(Pages as source code)

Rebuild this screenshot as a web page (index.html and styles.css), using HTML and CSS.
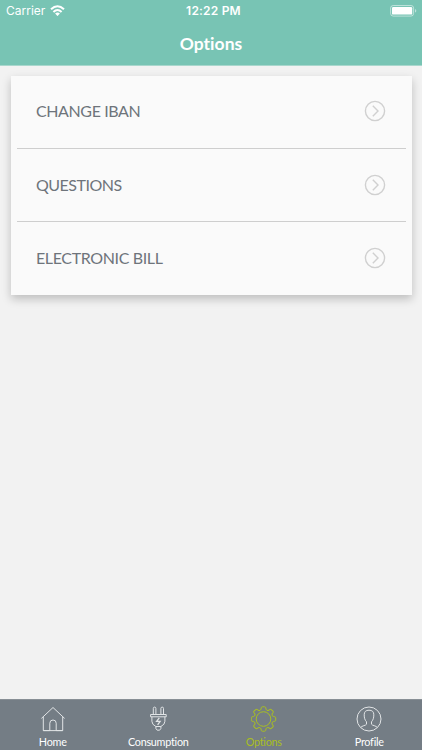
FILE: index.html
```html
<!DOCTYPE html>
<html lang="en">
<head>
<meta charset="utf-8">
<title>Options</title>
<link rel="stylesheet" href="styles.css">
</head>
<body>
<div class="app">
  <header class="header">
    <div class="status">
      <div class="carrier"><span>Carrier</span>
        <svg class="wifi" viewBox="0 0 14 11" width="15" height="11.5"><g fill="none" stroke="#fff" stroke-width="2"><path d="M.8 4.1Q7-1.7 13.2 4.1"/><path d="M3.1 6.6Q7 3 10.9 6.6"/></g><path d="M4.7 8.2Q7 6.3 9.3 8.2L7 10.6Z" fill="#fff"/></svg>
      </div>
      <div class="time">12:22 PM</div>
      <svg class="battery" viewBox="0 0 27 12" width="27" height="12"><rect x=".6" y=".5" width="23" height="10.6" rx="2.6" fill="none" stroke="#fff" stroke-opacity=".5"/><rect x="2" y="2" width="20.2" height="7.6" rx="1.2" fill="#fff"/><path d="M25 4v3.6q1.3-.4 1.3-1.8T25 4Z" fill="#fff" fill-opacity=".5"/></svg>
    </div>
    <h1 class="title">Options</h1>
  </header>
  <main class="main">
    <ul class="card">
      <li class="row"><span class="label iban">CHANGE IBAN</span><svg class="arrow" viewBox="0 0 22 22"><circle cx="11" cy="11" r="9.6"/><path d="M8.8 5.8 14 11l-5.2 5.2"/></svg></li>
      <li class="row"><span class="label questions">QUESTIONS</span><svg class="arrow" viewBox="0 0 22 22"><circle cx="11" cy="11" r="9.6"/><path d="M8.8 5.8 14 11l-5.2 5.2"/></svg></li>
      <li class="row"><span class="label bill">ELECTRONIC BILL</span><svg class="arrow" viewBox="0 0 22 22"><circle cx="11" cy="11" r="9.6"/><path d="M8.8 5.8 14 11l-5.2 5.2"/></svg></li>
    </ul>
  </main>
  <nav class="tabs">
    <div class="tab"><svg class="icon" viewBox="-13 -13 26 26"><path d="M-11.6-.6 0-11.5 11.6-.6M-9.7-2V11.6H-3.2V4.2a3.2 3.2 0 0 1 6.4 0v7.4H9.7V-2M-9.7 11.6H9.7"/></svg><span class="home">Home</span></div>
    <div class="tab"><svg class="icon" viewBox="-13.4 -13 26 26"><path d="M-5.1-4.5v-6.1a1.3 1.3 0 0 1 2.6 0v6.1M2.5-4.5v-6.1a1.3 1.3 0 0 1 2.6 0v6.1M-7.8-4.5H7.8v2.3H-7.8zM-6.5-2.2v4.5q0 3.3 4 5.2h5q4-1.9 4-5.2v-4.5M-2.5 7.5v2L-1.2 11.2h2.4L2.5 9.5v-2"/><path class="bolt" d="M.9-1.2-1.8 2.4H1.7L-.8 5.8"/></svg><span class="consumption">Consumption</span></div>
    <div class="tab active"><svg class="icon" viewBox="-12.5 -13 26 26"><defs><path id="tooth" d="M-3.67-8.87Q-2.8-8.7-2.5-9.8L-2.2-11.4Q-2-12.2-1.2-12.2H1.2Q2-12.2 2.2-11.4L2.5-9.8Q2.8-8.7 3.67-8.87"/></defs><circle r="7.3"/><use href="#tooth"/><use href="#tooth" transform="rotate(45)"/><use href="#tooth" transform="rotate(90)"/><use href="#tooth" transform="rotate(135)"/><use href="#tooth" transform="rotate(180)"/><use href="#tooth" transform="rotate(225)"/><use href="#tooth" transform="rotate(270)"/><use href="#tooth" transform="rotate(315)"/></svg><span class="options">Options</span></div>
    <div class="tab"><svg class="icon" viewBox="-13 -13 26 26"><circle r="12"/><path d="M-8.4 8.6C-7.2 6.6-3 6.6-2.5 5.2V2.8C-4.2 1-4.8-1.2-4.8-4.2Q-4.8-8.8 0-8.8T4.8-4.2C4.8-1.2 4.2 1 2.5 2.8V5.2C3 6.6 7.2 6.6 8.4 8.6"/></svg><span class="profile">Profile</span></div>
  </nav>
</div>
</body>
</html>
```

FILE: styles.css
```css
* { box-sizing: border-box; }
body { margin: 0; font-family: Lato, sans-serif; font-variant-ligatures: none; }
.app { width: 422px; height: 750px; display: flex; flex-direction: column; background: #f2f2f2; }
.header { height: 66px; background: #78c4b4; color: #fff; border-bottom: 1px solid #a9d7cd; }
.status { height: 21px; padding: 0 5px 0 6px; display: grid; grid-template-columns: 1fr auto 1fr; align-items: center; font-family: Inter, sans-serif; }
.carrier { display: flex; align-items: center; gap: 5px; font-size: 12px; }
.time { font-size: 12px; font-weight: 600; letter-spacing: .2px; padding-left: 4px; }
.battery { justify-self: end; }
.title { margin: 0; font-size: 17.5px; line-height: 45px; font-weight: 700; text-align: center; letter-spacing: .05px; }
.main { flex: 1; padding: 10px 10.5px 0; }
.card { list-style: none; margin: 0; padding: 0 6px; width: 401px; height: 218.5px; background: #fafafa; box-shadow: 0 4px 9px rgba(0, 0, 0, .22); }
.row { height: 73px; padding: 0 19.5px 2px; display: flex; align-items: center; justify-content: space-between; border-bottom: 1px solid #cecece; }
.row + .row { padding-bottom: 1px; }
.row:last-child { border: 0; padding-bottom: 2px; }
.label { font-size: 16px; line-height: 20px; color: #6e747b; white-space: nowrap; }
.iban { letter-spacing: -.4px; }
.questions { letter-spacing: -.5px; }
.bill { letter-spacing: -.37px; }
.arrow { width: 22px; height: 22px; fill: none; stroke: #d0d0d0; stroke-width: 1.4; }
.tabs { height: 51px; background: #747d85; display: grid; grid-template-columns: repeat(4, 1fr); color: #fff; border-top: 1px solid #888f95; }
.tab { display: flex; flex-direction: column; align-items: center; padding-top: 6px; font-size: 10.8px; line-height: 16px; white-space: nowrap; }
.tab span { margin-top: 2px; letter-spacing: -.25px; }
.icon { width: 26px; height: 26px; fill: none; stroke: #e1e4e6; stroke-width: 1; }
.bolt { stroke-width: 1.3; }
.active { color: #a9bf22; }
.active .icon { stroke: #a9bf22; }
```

==

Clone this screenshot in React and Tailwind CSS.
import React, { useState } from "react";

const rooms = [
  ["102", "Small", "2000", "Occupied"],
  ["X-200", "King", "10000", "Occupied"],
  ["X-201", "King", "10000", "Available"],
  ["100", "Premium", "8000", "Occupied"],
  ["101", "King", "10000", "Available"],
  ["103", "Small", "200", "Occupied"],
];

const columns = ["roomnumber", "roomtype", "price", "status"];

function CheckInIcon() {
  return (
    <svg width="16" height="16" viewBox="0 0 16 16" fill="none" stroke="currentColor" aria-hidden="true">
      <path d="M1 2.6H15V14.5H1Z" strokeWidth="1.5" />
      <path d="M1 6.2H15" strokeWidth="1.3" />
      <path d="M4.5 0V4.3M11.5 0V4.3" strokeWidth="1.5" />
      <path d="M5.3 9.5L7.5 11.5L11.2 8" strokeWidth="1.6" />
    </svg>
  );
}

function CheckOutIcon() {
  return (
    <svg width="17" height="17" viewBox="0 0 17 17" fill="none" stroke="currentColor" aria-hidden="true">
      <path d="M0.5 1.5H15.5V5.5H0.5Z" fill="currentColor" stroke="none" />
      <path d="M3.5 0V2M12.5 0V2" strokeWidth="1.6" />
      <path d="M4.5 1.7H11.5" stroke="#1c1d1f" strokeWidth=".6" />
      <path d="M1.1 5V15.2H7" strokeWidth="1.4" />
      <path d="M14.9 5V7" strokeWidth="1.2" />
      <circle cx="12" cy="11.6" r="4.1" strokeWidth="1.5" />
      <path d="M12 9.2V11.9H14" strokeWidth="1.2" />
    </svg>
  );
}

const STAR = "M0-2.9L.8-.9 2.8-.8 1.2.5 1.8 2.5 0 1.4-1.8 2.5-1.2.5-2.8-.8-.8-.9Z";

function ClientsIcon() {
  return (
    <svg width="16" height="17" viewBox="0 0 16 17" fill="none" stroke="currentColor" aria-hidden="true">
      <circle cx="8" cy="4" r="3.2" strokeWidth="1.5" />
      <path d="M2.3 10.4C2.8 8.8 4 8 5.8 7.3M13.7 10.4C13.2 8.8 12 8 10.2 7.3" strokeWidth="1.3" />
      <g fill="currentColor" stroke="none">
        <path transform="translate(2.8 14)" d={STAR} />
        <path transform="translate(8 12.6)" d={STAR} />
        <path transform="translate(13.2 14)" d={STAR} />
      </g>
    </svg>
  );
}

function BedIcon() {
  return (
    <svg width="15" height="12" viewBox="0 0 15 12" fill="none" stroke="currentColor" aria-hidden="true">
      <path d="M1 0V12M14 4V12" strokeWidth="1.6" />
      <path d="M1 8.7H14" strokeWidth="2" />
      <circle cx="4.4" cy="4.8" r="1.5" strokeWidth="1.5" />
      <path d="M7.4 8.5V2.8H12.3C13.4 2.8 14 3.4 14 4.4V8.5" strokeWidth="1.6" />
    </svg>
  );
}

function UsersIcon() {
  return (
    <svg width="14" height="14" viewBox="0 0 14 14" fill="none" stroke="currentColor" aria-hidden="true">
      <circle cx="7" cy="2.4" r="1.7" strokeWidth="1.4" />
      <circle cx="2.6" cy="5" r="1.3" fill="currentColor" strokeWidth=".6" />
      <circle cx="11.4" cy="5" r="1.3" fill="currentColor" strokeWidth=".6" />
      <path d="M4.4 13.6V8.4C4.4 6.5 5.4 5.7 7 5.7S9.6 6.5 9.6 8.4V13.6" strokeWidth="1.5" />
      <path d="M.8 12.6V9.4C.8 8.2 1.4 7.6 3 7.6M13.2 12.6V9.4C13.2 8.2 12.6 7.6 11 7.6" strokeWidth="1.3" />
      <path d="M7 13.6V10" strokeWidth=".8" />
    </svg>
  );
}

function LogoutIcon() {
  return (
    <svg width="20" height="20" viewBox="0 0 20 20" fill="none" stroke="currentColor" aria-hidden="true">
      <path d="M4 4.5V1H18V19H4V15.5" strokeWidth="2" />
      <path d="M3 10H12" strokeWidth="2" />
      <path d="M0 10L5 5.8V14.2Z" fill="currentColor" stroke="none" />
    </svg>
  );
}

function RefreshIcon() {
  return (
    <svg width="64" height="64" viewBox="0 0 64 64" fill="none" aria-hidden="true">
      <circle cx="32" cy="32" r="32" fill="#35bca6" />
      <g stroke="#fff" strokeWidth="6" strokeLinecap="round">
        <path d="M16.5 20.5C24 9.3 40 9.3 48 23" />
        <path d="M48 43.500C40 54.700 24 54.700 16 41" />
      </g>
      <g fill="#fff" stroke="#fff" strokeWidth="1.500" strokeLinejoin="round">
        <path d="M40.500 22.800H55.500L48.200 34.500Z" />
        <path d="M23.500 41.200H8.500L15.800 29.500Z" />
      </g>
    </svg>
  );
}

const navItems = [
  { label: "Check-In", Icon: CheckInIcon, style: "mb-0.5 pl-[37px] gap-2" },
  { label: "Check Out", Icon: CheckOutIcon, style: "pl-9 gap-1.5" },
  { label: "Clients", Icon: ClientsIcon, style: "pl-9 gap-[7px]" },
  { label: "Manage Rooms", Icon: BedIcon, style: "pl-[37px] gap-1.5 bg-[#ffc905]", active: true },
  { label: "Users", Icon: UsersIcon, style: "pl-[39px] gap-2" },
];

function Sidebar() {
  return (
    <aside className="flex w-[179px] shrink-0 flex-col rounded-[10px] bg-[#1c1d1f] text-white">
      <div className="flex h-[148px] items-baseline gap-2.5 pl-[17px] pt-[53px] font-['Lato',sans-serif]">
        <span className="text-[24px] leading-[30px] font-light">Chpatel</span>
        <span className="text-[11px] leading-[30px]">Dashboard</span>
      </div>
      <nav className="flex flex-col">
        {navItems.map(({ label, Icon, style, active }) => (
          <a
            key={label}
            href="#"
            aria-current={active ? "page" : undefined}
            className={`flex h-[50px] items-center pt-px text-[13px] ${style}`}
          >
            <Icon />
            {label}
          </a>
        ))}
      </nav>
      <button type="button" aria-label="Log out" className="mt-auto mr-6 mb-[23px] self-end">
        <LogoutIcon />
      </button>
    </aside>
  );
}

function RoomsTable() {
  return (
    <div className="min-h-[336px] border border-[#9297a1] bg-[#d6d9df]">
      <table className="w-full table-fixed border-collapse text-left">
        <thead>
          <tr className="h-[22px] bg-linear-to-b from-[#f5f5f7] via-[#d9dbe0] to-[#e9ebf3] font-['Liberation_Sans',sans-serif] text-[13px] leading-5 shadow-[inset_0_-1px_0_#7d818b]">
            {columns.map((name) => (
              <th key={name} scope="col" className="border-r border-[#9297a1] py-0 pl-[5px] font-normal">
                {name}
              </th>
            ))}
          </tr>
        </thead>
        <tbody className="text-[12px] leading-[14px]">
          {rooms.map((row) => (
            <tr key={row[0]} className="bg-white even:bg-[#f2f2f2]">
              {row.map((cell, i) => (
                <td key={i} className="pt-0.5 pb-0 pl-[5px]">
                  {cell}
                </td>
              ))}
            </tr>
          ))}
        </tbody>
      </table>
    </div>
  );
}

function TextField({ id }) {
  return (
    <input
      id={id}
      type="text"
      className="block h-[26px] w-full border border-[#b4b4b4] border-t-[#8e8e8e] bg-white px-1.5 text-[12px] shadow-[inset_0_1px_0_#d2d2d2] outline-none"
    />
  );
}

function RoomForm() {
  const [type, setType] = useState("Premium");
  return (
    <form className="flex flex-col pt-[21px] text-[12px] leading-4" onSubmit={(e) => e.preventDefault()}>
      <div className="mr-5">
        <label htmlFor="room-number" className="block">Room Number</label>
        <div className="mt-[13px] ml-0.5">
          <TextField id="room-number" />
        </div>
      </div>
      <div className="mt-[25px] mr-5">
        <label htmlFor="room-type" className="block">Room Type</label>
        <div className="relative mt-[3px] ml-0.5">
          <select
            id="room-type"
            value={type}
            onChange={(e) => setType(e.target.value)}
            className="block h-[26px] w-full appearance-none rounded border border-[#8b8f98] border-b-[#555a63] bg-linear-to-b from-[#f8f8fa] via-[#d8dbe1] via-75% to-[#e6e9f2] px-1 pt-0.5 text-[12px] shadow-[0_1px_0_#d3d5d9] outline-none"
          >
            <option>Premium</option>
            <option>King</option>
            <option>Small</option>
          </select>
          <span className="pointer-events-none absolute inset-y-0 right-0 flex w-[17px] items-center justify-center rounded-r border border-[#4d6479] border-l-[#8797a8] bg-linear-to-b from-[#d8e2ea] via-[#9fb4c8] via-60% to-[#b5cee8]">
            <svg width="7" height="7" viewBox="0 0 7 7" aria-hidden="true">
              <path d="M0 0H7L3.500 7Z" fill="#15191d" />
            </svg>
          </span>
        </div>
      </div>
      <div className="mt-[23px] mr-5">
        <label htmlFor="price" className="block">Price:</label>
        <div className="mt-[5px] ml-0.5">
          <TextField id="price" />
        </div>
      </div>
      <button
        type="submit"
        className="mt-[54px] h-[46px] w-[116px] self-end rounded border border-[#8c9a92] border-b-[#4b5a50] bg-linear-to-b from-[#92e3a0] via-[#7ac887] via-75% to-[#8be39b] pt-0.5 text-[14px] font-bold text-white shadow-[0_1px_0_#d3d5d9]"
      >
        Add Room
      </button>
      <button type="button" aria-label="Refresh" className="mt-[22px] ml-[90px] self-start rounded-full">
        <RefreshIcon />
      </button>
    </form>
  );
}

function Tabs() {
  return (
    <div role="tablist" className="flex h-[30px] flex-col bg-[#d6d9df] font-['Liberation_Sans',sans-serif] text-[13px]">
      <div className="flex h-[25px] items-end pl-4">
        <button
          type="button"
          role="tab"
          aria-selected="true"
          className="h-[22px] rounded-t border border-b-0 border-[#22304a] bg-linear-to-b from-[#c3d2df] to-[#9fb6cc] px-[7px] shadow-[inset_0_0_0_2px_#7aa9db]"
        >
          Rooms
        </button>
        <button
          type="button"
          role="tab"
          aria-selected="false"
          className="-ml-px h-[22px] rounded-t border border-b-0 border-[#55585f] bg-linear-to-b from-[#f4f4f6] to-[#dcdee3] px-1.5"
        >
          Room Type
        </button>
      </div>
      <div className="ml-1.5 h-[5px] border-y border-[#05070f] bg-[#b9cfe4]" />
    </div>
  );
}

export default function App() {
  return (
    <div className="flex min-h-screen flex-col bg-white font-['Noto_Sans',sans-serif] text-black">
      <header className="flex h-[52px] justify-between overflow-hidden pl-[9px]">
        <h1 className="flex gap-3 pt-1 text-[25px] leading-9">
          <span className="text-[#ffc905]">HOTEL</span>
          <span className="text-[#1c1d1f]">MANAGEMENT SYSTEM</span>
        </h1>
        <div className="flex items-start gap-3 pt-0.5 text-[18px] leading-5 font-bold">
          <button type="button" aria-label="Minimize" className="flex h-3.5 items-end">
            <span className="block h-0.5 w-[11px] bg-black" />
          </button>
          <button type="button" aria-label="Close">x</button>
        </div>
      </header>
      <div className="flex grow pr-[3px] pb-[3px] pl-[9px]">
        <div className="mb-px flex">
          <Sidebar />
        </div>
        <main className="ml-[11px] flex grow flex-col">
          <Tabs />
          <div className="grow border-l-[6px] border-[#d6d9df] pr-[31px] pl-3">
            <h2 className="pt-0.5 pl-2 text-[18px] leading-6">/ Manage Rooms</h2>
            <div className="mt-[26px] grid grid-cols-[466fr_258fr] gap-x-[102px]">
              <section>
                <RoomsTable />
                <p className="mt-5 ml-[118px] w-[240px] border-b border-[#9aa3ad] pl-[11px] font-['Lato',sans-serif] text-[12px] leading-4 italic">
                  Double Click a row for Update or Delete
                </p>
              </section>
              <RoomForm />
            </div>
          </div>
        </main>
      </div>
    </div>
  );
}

Exercise goal: Track down every line of the material containing the string "React", and copy it.

Result below:
Clone this screenshot in React and Tailwind CSS.
import React, { useState } from "react";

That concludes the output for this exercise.